Nowadays, I usually carry two slingshots with me when I’m in the woods. I gave my last two slingshots away so over the past week I made two new shooters.
During a break in the work I found some shade and as I looked around I saw a nice orqueta of chaparro prieto wood. The day before I’d found a good mesquite Y as well. I’ve added one of my “working” crooked knives to my little shoulder pack gear and I’d brought along my Gransfors Bruks mini axe and a rat-tail file just in case I had the chance to work on a slingshot.
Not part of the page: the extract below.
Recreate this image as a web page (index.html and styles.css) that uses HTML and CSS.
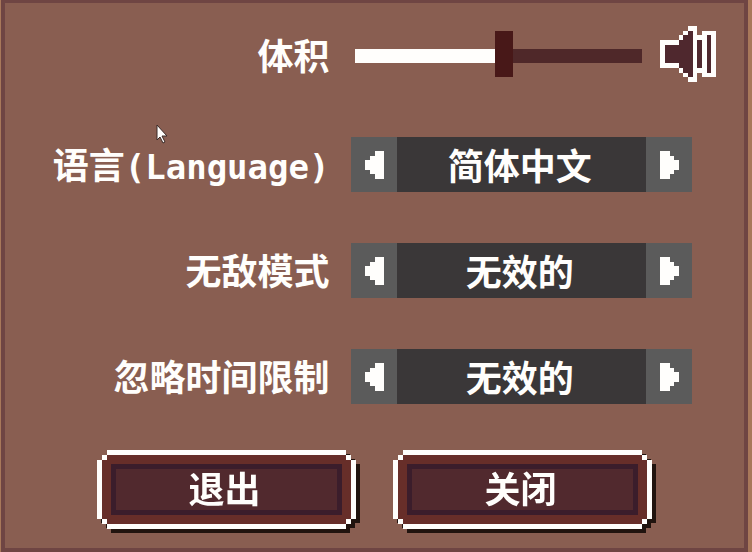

I used the Swiss Army Knife’s saw to cut the piece of wood. Then I used the crooked knife to remove the bark and do the final shaping after accomplishing some preliminary work with the mini-axe. Afterward I used the rat-tail file (pushing it forward at an angle across the wood) to smooth up the entire orqueta. Then I used my trapper model pocket knife’s sheep’s foot blade (not pictured) as a scraper to get a smooth finish on the wood. From there I used the rat-tail file to make the two grooves where I tied on some monofilament line in order to secure the rubber tubing. The entire project took about thirty minutes. When I got back to the cabin I rubbed Tung Oil on the wood then went out and shot dirt clods for about forty minutes. Like my ancestors I can spend hours shooting a slingshot. Work, nighttime and the midday heat are the only things that get in the way.
Above are my two finished slingshots. The one on the left needed a parachute cord wrapping in order to get the handle size large enough to fit my hand. I decided to add a bit of wrapping to the areas where my fingers brace the wood. I like the look and it’s comfortable too. The slingshot on the right came out perfect for my hand and needed no further work.